Road on Mount Tabor

The Pilgrimage of Ordinary Life

A reflection on returning from the Holy Land after Christmas. "I was struck by the realization that I have not left anything behind in Israel: I have returned to the same mysteries, the same reality, the same Person that I discovered there."

This week, I returned to ordinary life from a ten day pilgrimage to the Holy Land with a group of friends in CL. We spent ten days in the footsteps of Christ, moving “from glory to glory”, each place seeming more profound than the next, driving in more deeply the reality that the One Who walked this ground, Who lived in these places has also reached my life, to such a degree that He has brought me to walk, to live, to be in these same places two thousand years later.

There is so much I could say about those days, so many things I am still unpacking interiorly: the utter poverty of the huts in Nazareth where God chose to become flesh; the surreal nature of standing on the shore, with our feet in the water where Jesus asked Peter, “Do you love me?” Spending the night in the Church of the Holy Sepulchre, and waiting like the women outside the tomb, for the bells announcing the dawn, reminding the world that the tomb is still empty, and He is risen. The one thing, however, which I haven’t been able to stop thinking about since returning is the fact that my life, my simple, American, twentieth century life, came into contact with all of these events physically, concretely in that place: I sat on the floor of the cistern where Christ spent the night before his trial, and my voice wavered out the words of Psalm 88, as perhaps His own voice did, in that same place. My voice spoke the creed beside the Jordan River where He sanctified the waters to allow me to profess that faith; we sang “Veni Creator Spiritus” in the place where Christ first gave His Body and Blood, and first sent the Spirit to give birth to the Church: and it was like standing in the place your ancestors were born in, returning to the origins of our own lives. I couldn’t help thinking of Fr. Giussani’s description of the first apostles’ encounter with Christ, “...and these in turn told other friends, and others again. Thus the 1st century passed, and these friends invaded the 2nd century with their faith, at the same time they were invading the geographic world…like a great flow that grew wider and wider, like a river that grew fuller and fuller, and they ended up telling my mother- my mother. And my mother told me when I was small, and I say: ‘Master, I don’t understand what you say either, but if we go away from You, where shall we go? You alone have words that correspond to the heart’.” I found myself repeating these words in all of the places: “Where else could we go? Only You have the words that give me life…”

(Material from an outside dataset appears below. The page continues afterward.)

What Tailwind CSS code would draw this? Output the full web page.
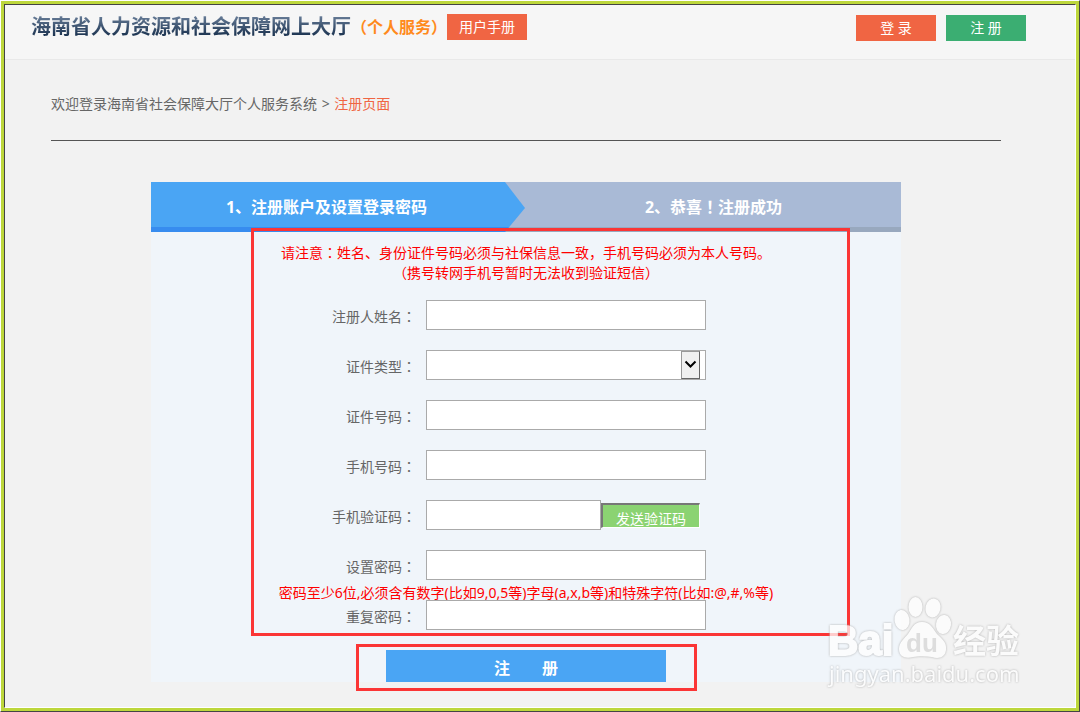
<!DOCTYPE html>
<html lang="zh-CN">
<head>
<meta charset="utf-8">
<meta name="viewport" content="width=device-width, initial-scale=1">
<title>海南省人力资源和社会保障网上大厅</title>
<script src="https://cdn.jsdelivr.net/npm/@tailwindcss/browser@4"></script>
</head>
<body class="font-['Noto_Sans','Noto_Sans_CJK_SC',sans-serif] text-sm text-[#666]">
<div class="min-h-screen flex border border-t-white border-l-white border-r-[#444] border-b-[#444]">
<div class="flex-1 flex border-3 border-[#bdd73c]">
<div class="relative flex-1 min-w-0 bg-[#f2f2f2] border border-t-[#444] border-l-[#444] border-r-white border-b-white">

  <header class="h-[55px] flex items-start bg-[#f6f6f6] border-b border-[#e9e9e9] pl-[26px] pr-[49px]">
    <h1 class="flex items-center pt-1 font-bold whitespace-nowrap">
      <span class="text-xl leading-9 bg-linear-to-b from-[#667b96] from-20% to-[#1b3350] to-75% bg-clip-text text-transparent">海南省人力资源和社会保障网上大厅</span>
      <span class="text-base leading-9 text-[#ff8a1c]">（个人服务）</span>
    </h1>
    <a href="#" class="mt-[9px] w-20 h-[26px] leading-[26px] text-center bg-[#f06543] text-white">用户手册</a>
    <nav class="ml-auto mt-[10px] flex gap-[10px] text-white text-center leading-[26px]">
      <a href="#" class="w-20 h-[26px] bg-[#f06543]">登 录</a>
      <a href="#" class="w-20 h-[26px] bg-[#3bae72]">注 册</a>
    </nav>
  </header>

  <main class="pl-[46px] pr-[74px] pb-6">
    <p class="pt-8 pb-6 leading-6 border-b border-[#555]">欢迎登录海南省社会保障大厅个人服务系统 <span class="px-px">&gt;</span> <a href="#" class="text-[#f06543]">注册页面</a></p>

    <form class="relative mt-[41px] mx-auto max-w-[750px] bg-[#f0f5fa]">
      <ol class="flex h-[50px] bg-[#a9bad6] border-b-5 border-[#98a8be] text-base font-bold text-white text-center leading-[50px]">
        <li class="relative w-1/2 pr-6">
          <svg class="absolute left-0 top-0 w-full h-[50px]" viewBox="0 0 375 50" preserveAspectRatio="none" aria-hidden="true">
            <path d="M0 0H354L374 26L354 50H0Z" fill="#4aa5f4"/>
            <path d="M0 45H358L354 50H0Z" fill="#378cef"/>
          </svg>
          <span class="relative">1、注册账户及设置登录密码</span>
        </li>
        <li class="w-1/2">2、恭喜<span lang="ja" class="leading-none font-['Noto_Sans_CJK_JP']">！</span>注册成功</li>
      </ol>

      <p class="pt-[11px] mb-[17px] text-center leading-5 text-[#f00]">请注意<span lang="ja" class="leading-none font-['Noto_Sans_CJK_JP']">：</span>姓名、身份证件号码必须与社保信息一致，手机号码必须为本人号码。<br>（携号转网手机号暂时无法收到验证短信）</p>

      <div class="flex mb-5">
        <label for="name" class="w-[275px] pr-[10px] pt-1 text-right leading-[26px]">注册人姓名<span lang="ja" class="leading-none font-['Noto_Sans_CJK_JP']">：</span></label>
        <input id="name" type="text" class="w-[280px] h-[30px] px-2 bg-white border border-[#aaa]">
      </div>
      <div class="flex mb-5">
        <label for="idtype" class="w-[275px] pr-[10px] pt-1 text-right leading-[26px]">证件类型<span lang="ja" class="leading-none font-['Noto_Sans_CJK_JP']">：</span></label>
        <div class="relative h-[30px]">
          <select id="idtype" class="block appearance-none w-[280px] h-[30px] px-2 bg-white border border-[#aaa]"><option></option></select>
          <span class="absolute right-[6px] top-px w-[19px] h-7 flex items-center justify-center bg-[#f0f0f0] border border-[#999] border-r-[#666] border-b-[#666] pointer-events-none">
            <svg width="13" height="10" viewBox="0 0 13 10" fill="none" stroke="#000" stroke-width="2" aria-hidden="true"><path d="M1.5 1.5L6.5 6.5L11.5 1.5"/></svg>
          </span>
        </div>
      </div>
      <div class="flex mb-5">
        <label for="idno" class="w-[275px] pr-[10px] pt-1 text-right leading-[26px]">证件号码<span lang="ja" class="leading-none font-['Noto_Sans_CJK_JP']">：</span></label>
        <input id="idno" type="text" class="w-[280px] h-[30px] px-2 bg-white border border-[#aaa]">
      </div>
      <div class="flex mb-5">
        <label for="phone" class="w-[275px] pr-[10px] pt-1 text-right leading-[26px]">手机号码<span lang="ja" class="leading-none font-['Noto_Sans_CJK_JP']">：</span></label>
        <input id="phone" type="tel" class="w-[280px] h-[30px] px-2 bg-white border border-[#aaa]">
      </div>
      <div class="flex mb-5">
        <label for="code" class="w-[275px] pr-[10px] pt-1 text-right leading-[26px]">手机验证码<span lang="ja" class="leading-none font-['Noto_Sans_CJK_JP']">：</span></label>
        <input id="code" type="text" class="w-[175px] h-[30px] px-2 bg-white border border-[#aaa]">
        <button type="button" class="mt-[3px] w-[99px] h-[25px] pt-1 leading-5 text-white bg-[#8bd372] border-t-2 border-l-2 border-r border-b border-t-[#777] border-l-[#777] border-r-white border-b-white">发送验证码</button>
      </div>
      <div class="flex">
        <label for="pwd" class="w-[275px] pr-[10px] pt-1 text-right leading-[26px]">设置密码<span lang="ja" class="leading-none font-['Noto_Sans_CJK_JP']">：</span></label>
        <input id="pwd" type="password" class="w-[280px] h-[30px] px-2 bg-white border border-[#aaa]">
      </div>
      <p class="h-5 leading-[26px] text-center text-[#f00]">密码至少6位,必须含有数字(比如9,0,5等)字母(a,x,b等)和特殊字符(比如:@,#,%等)</p>
      <div class="flex mb-5">
        <label for="pwd2" class="w-[275px] pr-[10px] pt-1 text-right leading-[26px]">重复密码<span lang="ja" class="leading-none font-['Noto_Sans_CJK_JP']">：</span></label>
        <input id="pwd2" type="password" class="w-[280px] h-[30px] px-2 bg-white border border-[#aaa]">
      </div>
      <button type="submit" class="block mx-auto w-[280px] h-8 pt-1 leading-7 text-base font-bold text-white bg-[#4aa5f4]">注　　册</button>

      <!-- highlight frames over the form -->
      <div class="absolute left-[100px] top-[46px] w-[599px] h-[408px] border-3 border-[#fb3535] pointer-events-none"></div>
      <div class="absolute left-[205px] top-[462px] w-[341px] h-[47px] border-3 border-[#fb3535] pointer-events-none"></div>
    </form>
  </main>

  <!-- watermark -->
  <svg class="absolute right-[49px] bottom-[15px] pointer-events-none opacity-75 drop-shadow-[0_0_1px_#999]" width="204" height="100" viewBox="0 0 204 100" role="img" aria-label="Baidu 经验">
    <g fill="#fff">
      <text x="6" y="63" font-family="Liberation Sans, sans-serif" font-weight="700" font-size="42" stroke="#fff" stroke-width="2">Bai</text>
      <ellipse cx="80" cy="28" rx="7.5" ry="10" transform="rotate(-8 80 28)"/>
      <ellipse cx="93.5" cy="15" rx="7" ry="10"/>
      <ellipse cx="111" cy="16" rx="7.5" ry="9.5" transform="rotate(12 111 16)"/>
      <ellipse cx="121.5" cy="32.5" rx="7.5" ry="9.5" transform="rotate(8 121.5 32.5)"/>
      <path d="M100 30C109 30 111 37 115 42C120 47 125 50 124 58C123 66 116 67 110 65C104 64 96 64 91 65C84 67 77 65 77 57C77 50 83 46 86 42C90 37 91 30 100 30Z"/>
      <text x="131" y="61" font-family="Noto Sans CJK SC, sans-serif" font-weight="700" font-size="33">经验</text>
      <text x="7" y="90" font-family="Noto Sans, sans-serif" font-size="22">jingyan.baidu.com</text>
    </g>
    <text x="84" y="60" font-family="Liberation Sans, sans-serif" font-weight="700" font-size="26" fill="#d6d6d6">du</text>
  </svg>
</div>
</div>
</div>
</body>
</html>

The day after we returned was Epiphany Sunday, and as I found myself back in my local parish Church, surrounded by the same familiar prayers and songs, forever transformed now by the fact that I have lived and prayed them in the places they first happened, I was struck by the realization that I have not left anything behind in Israel: I have returned to the same mysteries, the same reality, the same Person that I discovered there. What I met in Jerusalem is the life of the Man Who has claimed my life, and inserted it irrevocably into His own. I want to continue to live the very present memory of the realities we were privileged to enter into anew at their beginnings: realities that are still alive and present thousands of miles and years later, in my life in Northern Virginia. As we enter into this new season of Ordinary Time, I pray that I not lose sight of the fact that Christ’s coming in the poverty of Bethlehem has penetrated into the deepest fabric of the ordinariness of my life, here and now, making the most mundane things radiantly new with His Presence.